- Born: 1992 (age 33–34)
- Education: Central Bucks High School West University of Chicago
- Occupations: Writer; journalist;

= Jamie Lauren Keiles =

American journalist (born 1992)

Jamie Lauren Keiles (born 1992) is an American writer and journalist. From 2019 to 2023, he was a contributing writer for The New York Times Magazine. He first gained attention as a teenage blogger in 2010 for "Seventeen Magazine Project," a blog chronicling his attempt to follow the advice of Seventeen for 30 days.

==Personal life==
Keiles grew up in Doylestown, Pennsylvania, where he attended Central Bucks High School West. He graduated from the University of Chicago in 2014. As an undergraduate, he worked for the alternative newspaper the Chicago Weekly.

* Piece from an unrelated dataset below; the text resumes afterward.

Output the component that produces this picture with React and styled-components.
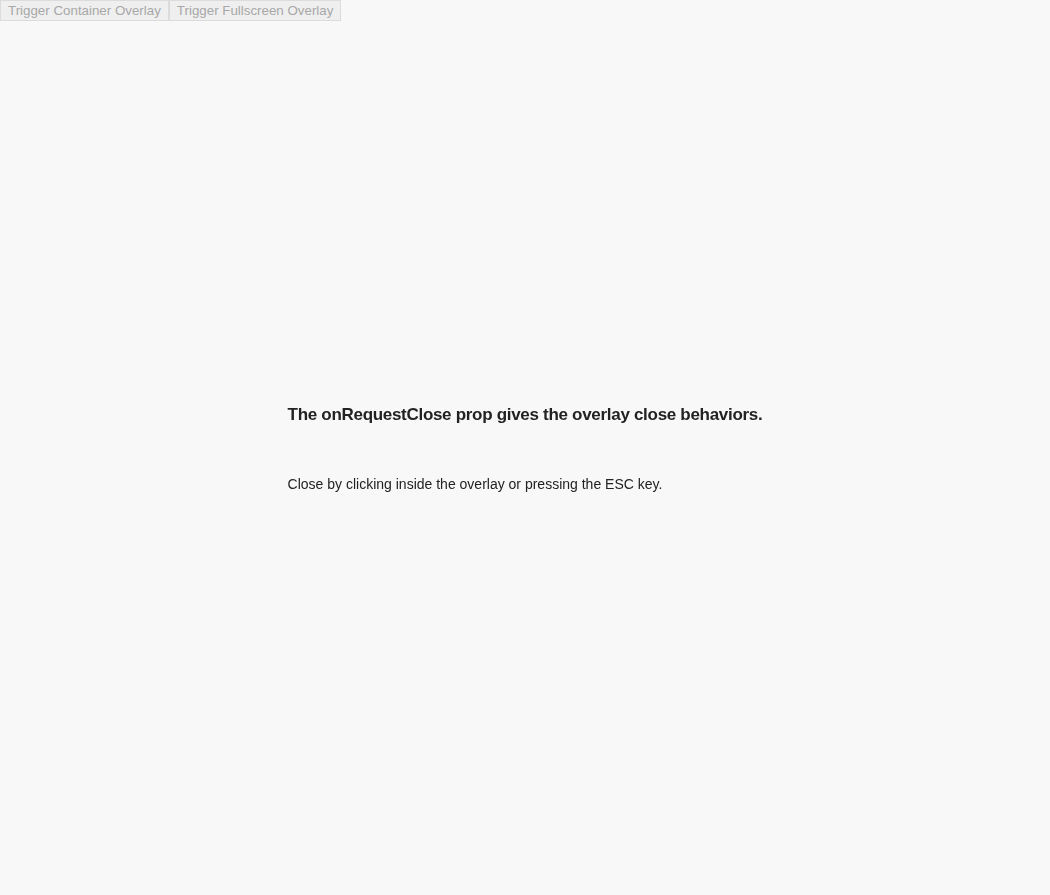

He is transgender and uses he or they pronouns.

==Career==
In April 2010, at age 18, Keiles launched "The Seventeen Magazine Project", a blog documenting his attempt to follow the advice of Seventeen for 30 days.
The project criticized Seventeen for promoting a limited conception of adolescent femininity; the project quickly drew coverage from feminist blogs as well as national outlets, including NPR's All Things Considered and CBC's Q, among others. From 2010 to 2012, Keiles was a writer for Rookie. Between 2015 and 2019, his work appeared in The New York Times, The New Yorker, Vox, and The Awl.

From 2019 to 2023, Keiles was a contributing writer at The New York Times Magazine. In 2022, he began working on a journalistic book entitled The Third Person about nonbinary identity in American, to be published by Farrar, Straus & Giroux in early 2026.